» Work instructions: Filter the data for lines with the word "React", then copy every line so identified.
[start of Records to use]
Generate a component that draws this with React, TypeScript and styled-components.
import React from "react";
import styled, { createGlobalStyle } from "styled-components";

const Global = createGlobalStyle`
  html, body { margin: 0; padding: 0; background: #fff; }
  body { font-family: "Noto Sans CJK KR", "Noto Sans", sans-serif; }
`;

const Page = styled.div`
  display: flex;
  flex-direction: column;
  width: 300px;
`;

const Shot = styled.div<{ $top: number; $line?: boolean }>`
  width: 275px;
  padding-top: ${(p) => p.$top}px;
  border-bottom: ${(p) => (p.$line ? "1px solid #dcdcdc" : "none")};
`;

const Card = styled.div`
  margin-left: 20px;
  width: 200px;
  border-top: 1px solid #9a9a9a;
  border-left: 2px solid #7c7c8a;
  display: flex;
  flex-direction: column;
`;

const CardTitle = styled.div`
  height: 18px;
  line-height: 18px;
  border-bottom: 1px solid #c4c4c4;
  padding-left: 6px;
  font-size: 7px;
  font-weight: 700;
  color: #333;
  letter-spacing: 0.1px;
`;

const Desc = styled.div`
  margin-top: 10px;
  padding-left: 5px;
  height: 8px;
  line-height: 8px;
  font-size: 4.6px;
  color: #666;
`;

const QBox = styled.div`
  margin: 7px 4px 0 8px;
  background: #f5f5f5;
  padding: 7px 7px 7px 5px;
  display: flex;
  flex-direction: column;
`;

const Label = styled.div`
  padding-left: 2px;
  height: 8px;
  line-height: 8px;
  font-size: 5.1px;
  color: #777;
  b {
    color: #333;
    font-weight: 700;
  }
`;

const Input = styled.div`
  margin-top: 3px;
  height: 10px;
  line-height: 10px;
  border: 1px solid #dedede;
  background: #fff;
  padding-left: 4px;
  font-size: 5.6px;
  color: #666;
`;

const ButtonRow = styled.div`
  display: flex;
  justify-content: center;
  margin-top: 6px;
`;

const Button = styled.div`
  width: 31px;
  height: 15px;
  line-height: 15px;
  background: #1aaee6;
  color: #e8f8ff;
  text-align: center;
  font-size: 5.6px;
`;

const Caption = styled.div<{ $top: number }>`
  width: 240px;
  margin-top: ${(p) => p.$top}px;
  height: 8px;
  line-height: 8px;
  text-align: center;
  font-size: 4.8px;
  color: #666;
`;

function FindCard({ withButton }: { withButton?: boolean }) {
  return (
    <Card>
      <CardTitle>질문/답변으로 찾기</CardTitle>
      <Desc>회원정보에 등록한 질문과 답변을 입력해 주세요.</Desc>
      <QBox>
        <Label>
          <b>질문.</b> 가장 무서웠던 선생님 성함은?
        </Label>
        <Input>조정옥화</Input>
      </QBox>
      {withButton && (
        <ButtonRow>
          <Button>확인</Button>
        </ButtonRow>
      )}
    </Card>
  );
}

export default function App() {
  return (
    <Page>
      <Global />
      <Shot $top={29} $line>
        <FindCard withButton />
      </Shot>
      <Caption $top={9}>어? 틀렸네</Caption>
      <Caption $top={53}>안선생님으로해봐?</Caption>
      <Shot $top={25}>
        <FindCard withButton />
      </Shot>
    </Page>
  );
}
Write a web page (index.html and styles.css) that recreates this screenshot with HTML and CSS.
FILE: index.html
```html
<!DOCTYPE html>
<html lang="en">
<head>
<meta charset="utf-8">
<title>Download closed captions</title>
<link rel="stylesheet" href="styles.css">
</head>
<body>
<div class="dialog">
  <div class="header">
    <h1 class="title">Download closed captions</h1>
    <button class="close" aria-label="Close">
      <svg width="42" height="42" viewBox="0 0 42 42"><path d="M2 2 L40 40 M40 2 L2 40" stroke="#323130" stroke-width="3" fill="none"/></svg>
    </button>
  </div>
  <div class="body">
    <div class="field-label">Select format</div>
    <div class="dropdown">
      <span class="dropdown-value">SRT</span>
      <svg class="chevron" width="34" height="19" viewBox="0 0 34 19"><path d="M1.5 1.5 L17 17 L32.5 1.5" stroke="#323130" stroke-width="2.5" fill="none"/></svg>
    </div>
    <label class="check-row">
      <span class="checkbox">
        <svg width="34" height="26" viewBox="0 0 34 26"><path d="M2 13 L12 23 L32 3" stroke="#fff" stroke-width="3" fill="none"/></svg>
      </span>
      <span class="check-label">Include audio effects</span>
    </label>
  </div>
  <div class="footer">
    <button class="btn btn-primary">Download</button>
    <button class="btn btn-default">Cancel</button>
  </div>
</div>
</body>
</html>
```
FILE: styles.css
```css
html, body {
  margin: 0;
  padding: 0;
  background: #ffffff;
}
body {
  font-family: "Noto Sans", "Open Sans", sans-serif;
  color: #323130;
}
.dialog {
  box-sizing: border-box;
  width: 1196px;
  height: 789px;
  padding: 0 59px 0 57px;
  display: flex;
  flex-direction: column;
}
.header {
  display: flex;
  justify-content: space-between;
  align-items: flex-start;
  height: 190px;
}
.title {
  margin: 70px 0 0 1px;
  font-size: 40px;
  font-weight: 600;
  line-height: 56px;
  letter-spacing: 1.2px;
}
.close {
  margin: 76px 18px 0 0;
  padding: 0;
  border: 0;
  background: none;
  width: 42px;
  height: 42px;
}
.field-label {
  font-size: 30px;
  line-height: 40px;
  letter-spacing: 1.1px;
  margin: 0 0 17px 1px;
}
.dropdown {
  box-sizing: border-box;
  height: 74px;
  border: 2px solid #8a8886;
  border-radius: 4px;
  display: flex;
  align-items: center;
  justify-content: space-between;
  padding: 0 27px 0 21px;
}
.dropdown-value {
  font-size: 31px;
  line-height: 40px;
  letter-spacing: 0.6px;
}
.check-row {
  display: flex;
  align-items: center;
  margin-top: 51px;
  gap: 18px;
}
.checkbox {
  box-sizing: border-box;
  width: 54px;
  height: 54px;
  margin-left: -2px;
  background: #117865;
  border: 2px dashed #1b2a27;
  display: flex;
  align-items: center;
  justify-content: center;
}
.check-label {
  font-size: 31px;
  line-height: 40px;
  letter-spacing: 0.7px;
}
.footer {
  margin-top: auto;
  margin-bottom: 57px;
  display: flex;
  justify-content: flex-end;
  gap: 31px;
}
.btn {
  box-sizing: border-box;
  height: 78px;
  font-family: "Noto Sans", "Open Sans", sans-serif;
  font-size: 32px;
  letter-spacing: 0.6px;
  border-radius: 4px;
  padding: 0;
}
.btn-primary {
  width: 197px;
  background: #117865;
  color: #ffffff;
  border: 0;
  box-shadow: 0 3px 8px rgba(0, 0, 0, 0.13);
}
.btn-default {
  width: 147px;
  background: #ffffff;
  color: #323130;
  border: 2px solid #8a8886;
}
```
[end of Records to use]
» Solution to this exercise:
Generate a component that draws this with React, TypeScript and styled-components.
import React from "react";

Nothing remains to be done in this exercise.